● **GIVEN EXERCISE**: Please transcribe the data that follows without the pictures, keeping every word the same.
——————
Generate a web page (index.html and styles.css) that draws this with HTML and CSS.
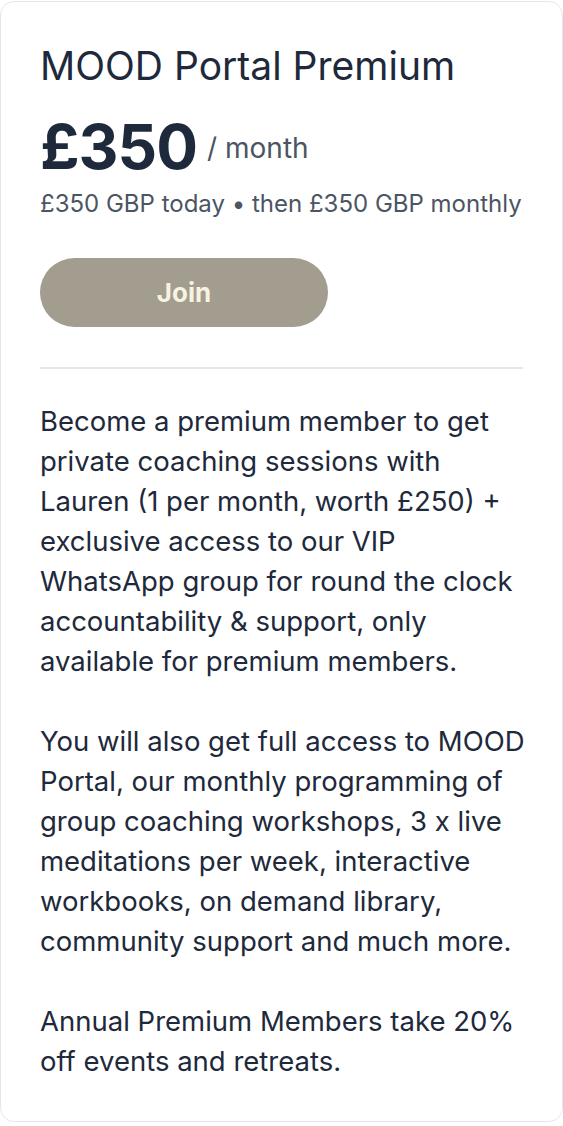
FILE: index.html
```html
<!DOCTYPE html>
<html>
<head>
<meta charset="utf-8">
<link rel="stylesheet" href="styles.css">
</head>
<body>
<div class="card">
  <h1 class="title">MOOD Portal Premium</h1>
  <div class="price-row">
    <span class="price">£350</span>
    <span class="period">/ month</span>
  </div>
  <p class="billing">£350 GBP today • then £350 GBP monthly</p>
  <button class="join">Join</button>
  <hr class="divider">
  <div class="desc">
    <p>Become a premium member to get private coaching sessions with Lauren (1 per month, worth £250) + exclusive access to our VIP WhatsApp group for round the clock accountability &amp; support, only available for premium members.</p>
    <p>You will also get full access to MOOD Portal, our monthly programming of group coaching workshops, 3 x live meditations per week, interactive workbooks, on demand library, community support and much more.</p>
    <p>Annual Premium Members take 20% off events and retreats.</p>
  </div>
</div>
</body>
</html>
```
FILE: styles.css
```css
* { box-sizing: border-box; }
html, body { margin: 0; padding: 0; background: #fff; }
body { font-family: Inter, "Noto Sans", sans-serif; color: #1e293b; }
.card {
  width: 563px;
  margin-top: 1px;
  border: 1px solid #e5e7eb;
  border-radius: 14px;
  padding: 40px 39px 40px 39px;
  min-height: 1121px;
}
.title { margin: 0; font-size: 39px; font-weight: 400; line-height: 48px; color: #1e293b; }
.price-row { display: flex; align-items: flex-end; gap: 10px; margin-top: 21px; }
.price { font-size: 62px; font-weight: 700; line-height: 72px; letter-spacing: -1px; color: #1e293b; }
.period { font-size: 28px; line-height: 34px; padding-bottom: 18px; color: #4b5563; }
.billing { margin: 6px 0 0; font-size: 24px; line-height: 30px; color: #4b5563; }
.join {
  display: block;
  margin-top: 39px;
  width: 288px;
  height: 69px;
  border: 0;
  border-radius: 35px;
  background: #a29d8f;
  color: #f8f3e1;
  font-family: Inter, sans-serif;
  font-size: 26px;
  font-weight: 700;
}
.divider { border: 0; border-top: 2px solid #e5e7eb; margin: 40px 0 0; }
.desc { margin-top: 32px; margin-right: -5px; font-size: 27.5px; line-height: 40px; color: #1e293b; }
.desc p { margin: 0 0 40px; }
.desc p:last-child { margin-bottom: 0; }
```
——————
● **SOLUTION TO THE PROBLEM**:
Generate a web page (index.html and styles.css) that draws this with HTML and CSS.
FILE: index.html
```html
<!DOCTYPE html>
<html>
<head>
<meta charset="utf-8">
<link rel="stylesheet" href="styles.css">
</head>
<body>
<div class="card">
  <h1 class="title">MOOD Portal Premium</h1>
  <div class="price-row">
    <span class="price">£350</span>
    <span class="period">/ month</span>
  </div>
  <p class="billing">£350 GBP today • then £350 GBP monthly</p>
  <button class="join">Join</button>
  <hr class="divider">
  <div class="desc">
    <p>Become a premium member to get private coaching sessions with Lauren (1 per month, worth £250) + exclusive access to our VIP WhatsApp group for round the clock accountability &amp; support, only available for premium members.</p>
    <p>You will also get full access to MOOD Portal, our monthly programming of group coaching workshops, 3 x live meditations per week, interactive workbooks, on demand library, community support and much more.</p>
    <p>Annual Premium Members take 20% off events and retreats.</p>
  </div>
</div>
</body>
</html>
```
FILE: styles.css
```css
* { box-sizing: border-box; }
html, body { margin: 0; padding: 0; background: #fff; }
body { font-family: Inter, "Noto Sans", sans-serif; color: #1e293b; }
.card {
  width: 563px;
  margin-top: 1px;
  border: 1px solid #e5e7eb;
  border-radius: 14px;
  padding: 40px 39px 40px 39px;
  min-height: 1121px;
}
.title { margin: 0; font-size: 39px; font-weight: 400; line-height: 48px; color: #1e293b; }
.price-row { display: flex; align-items: flex-end; gap: 10px; margin-top: 21px; }
.price { font-size: 62px; font-weight: 700; line-height: 72px; letter-spacing: -1px; color: #1e293b; }
.period { font-size: 28px; line-height: 34px; padding-bottom: 18px; color: #4b5563; }
.billing { margin: 6px 0 0; font-size: 24px; line-height: 30px; color: #4b5563; }
.join {
  display: block;
  margin-top: 39px;
  width: 288px;
  height: 69px;
  border: 0;
  border-radius: 35px;
  background: #a29d8f;
  color: #f8f3e1;
  font-family: Inter, sans-serif;
  font-size: 26px;
  font-weight: 700;
}
.divider { border: 0; border-top: 2px solid #e5e7eb; margin: 40px 0 0; }
.desc { margin-top: 32px; margin-right: -5px; font-size: 27.5px; line-height: 40px; color: #1e293b; }
.desc p { margin: 0 0 40px; }
.desc p:last-child { margin-bottom: 0; }
```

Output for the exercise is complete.